Il est intéressant à ce propos d'effectuer un parallèle avec le monde des couleurs et de la lumière, sons et lumière se propageant dans l'espace de manière similaire, comme des ondes (1).

La lumière dite « blanche » est composée de toutes les fréquences colorées du spectre lumineux. Son aspect incolore résulte donc paradoxalement de l'addition de toutes les couleurs.

De la même façon, on désigne par bruit blanc un son constitué par toutes les fréquences sonores audibles. Tout le monde connait ce bruit blanc, du moins certains bruits qui s'en approchent au mieux : le souffle des ventilations dans les immeubles, la rumeur de la ville, les vibrations ténues d'appareils électroménagers ou d'éclairages au néon. L'addition des différentes fréquences sonores ne produit donc pas le silence, un non-son, contrairement à l'addition des couleurs qui produit l'incolore, un non-coloré.

Cependant, ce bruit blanc est souvent ignoré par notre cerveau, bien qu'il soit perceptible par notre oreille. Il fait partie d'un ensemble de « bruits de fond » que nous écartons inconsciemment de notre écoute.

« L’interprétation des termes de bruit et de son vient souvent de notre intention d’écouter ou d’entendre. » affirme le compositeur Bernard Parmegiani. Cette intention serait donc aussi, de manière inconsciente, déterminante pour interpréter le silence. Un silence bien subjectif, donc.

 

Notre environnement est constamment sonore, et le silence que l'on croit parfois trouver n'est que relatif et subjectif.

Tentons de faire taire cet environnement et isolons-nous artificiellement dans un caisson parfaitement clos et insonorisé.
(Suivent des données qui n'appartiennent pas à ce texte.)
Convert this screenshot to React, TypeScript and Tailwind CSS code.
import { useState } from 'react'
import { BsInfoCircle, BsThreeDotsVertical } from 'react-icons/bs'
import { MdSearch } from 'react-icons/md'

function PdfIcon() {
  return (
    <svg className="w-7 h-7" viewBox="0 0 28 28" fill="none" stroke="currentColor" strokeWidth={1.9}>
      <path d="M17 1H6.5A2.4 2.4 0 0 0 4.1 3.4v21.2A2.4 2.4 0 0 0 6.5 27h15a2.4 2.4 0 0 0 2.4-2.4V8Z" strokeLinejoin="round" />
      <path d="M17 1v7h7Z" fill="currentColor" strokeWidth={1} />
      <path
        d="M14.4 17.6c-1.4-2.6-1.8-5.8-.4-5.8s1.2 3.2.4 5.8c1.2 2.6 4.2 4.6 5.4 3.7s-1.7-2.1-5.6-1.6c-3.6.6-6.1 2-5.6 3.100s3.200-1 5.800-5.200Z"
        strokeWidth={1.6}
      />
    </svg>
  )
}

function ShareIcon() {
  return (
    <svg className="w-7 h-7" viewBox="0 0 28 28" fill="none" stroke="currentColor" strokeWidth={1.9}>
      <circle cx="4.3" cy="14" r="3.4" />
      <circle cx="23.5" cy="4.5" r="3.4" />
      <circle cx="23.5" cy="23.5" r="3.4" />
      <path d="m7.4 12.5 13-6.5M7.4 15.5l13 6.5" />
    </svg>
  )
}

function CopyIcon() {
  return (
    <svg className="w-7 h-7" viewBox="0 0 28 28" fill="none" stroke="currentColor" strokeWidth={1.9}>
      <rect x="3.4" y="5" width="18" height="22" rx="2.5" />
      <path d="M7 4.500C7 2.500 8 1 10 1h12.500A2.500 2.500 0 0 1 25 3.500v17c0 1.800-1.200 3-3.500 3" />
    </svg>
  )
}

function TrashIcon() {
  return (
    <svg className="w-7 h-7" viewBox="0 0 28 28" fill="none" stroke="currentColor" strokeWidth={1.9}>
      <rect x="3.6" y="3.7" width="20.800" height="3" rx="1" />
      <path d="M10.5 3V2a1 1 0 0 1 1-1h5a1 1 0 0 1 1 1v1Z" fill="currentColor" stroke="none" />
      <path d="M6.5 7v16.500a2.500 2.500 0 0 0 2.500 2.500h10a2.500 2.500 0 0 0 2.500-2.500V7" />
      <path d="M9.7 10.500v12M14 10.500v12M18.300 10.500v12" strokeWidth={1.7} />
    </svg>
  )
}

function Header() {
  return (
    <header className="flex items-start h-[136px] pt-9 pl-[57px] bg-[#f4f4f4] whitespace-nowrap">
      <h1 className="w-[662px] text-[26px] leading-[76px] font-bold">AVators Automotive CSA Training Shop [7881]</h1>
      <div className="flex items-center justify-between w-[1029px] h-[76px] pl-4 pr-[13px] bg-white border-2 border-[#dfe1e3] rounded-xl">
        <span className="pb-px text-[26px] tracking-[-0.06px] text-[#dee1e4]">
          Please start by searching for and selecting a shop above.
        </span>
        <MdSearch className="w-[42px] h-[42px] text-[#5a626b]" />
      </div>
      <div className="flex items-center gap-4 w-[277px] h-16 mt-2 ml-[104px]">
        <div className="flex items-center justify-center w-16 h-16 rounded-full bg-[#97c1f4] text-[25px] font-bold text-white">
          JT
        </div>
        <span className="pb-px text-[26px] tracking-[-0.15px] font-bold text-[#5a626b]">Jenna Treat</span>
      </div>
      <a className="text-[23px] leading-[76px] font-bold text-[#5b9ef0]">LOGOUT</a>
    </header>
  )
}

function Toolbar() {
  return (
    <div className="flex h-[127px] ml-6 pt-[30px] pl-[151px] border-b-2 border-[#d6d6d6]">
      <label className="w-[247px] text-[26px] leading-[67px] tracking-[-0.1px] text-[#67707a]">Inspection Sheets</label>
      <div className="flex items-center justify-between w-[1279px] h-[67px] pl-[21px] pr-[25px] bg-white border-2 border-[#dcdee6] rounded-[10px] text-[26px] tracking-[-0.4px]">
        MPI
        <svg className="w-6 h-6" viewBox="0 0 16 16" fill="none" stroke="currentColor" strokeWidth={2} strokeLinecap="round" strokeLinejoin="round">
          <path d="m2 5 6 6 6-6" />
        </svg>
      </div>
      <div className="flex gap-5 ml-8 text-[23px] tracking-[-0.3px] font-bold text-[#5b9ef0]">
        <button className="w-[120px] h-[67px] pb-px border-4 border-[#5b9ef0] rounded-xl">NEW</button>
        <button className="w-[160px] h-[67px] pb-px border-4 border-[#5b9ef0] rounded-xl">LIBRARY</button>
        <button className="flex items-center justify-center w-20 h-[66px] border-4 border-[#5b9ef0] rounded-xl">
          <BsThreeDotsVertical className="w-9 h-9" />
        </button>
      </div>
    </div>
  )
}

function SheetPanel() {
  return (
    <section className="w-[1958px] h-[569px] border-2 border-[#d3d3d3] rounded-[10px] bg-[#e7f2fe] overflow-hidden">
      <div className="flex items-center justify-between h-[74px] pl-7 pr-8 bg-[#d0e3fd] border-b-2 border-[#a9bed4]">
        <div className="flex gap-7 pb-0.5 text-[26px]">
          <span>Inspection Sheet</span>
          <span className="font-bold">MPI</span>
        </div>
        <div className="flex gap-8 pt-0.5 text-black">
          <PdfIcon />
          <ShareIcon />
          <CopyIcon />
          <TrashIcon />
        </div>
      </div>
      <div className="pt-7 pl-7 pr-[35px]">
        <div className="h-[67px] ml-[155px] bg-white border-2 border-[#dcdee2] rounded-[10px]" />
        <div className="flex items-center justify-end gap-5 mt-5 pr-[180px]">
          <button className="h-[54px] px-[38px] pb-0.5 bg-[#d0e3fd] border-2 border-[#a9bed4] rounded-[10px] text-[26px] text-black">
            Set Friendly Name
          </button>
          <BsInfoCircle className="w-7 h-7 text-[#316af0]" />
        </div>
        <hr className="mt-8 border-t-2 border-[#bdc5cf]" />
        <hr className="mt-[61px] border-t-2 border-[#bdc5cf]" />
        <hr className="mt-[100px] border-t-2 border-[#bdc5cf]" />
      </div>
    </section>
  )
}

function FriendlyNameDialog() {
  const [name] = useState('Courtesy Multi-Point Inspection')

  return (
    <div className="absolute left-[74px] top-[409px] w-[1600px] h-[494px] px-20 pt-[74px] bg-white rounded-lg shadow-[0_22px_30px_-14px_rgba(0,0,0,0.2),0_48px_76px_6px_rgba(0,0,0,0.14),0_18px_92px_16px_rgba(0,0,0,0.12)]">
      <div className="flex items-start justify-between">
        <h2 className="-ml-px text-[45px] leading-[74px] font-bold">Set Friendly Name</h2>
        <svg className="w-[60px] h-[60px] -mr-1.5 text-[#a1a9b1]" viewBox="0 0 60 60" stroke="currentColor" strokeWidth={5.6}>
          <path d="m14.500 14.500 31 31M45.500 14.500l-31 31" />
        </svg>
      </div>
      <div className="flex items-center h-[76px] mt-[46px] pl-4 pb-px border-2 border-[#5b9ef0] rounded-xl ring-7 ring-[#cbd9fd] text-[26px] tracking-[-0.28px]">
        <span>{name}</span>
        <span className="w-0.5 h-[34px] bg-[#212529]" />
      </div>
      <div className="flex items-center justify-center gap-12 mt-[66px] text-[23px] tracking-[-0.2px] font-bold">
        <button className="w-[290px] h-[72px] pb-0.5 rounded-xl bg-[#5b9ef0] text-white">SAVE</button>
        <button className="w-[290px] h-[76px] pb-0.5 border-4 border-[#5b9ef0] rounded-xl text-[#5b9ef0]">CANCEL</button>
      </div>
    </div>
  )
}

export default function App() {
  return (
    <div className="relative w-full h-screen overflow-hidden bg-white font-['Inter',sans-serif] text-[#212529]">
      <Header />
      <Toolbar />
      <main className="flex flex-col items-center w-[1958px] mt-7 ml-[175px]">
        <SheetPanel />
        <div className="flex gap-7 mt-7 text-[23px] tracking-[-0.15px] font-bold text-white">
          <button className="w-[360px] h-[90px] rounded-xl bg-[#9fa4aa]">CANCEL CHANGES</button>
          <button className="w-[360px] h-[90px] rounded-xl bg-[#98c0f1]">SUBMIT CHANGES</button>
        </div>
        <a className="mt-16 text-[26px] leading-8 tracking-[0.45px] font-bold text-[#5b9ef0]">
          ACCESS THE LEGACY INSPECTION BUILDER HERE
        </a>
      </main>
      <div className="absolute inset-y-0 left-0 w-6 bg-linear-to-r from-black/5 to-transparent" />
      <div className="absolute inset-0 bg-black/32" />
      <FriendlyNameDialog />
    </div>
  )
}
Une telle expérience nous fait alors entendre tous les bruits internes de notre organisme : le battement de notre cœur, le souffle de notre respiration, la pulsation du sang dans nos veines, les spasmes de nos intestins... un concert organique intrinsèque de la vie.

Atteindre le silence parfait dans la mort serait une conclusion un peu rapide et trop facile...

 

Alors, où trouver naturellement le silence absolu ?

Il se cacherait peut-être dans l'espace, là où le vide intersidéral ne peut transmettre les vibrations à notre oreille, là où événements et mouvements sont inexistants ou extrêmement rares, là où semble-t-il aucune vie telle que nous la connaissons n'existe.

« Le silence éternel de ces espaces infinis m'effraie » : nous revenons une fois de plus vers Blaise Pascal (cf. précédent article « Dieu est-il musicien ? ») qui affirme le caractère éternellement silencieux du vertigineux vide cosmique constituant l'essentiel de l'univers.

Nous ne pourrons jamais, sauf à devenir d'improbables mutants, évoluer naturellement dans ces espaces hostiles sans de lourds équipements qui nous empêchent de goûter à ce silence parfait. Nous ne pouvons qu'en imaginer la substance. Effrayante ? Apaisante ? Gageons qu'elle soit musicale. C'est probablement le pari que fait également le compositeur Toru Takemitsu en déclarant « Je voudrais atteindre un son aussi intense que le silence... car faire vivre le vide du silence, c’est faire vivre l’infinité des sons. »

 

 

 

PS : on a retrouvé l'éternité https://youtu.be/0nWgZ6Dhbmc?t=30s et elle est bien silencieuse https://youtu.be/bAiVV4hOg7s?t=2m13s ! (Rimbaud / Godard)

 

 

(1) pour la lumière, ce n'est pas si simple, la physique nous apprend qu'elle se comporterait à la fois comme une onde et une particule.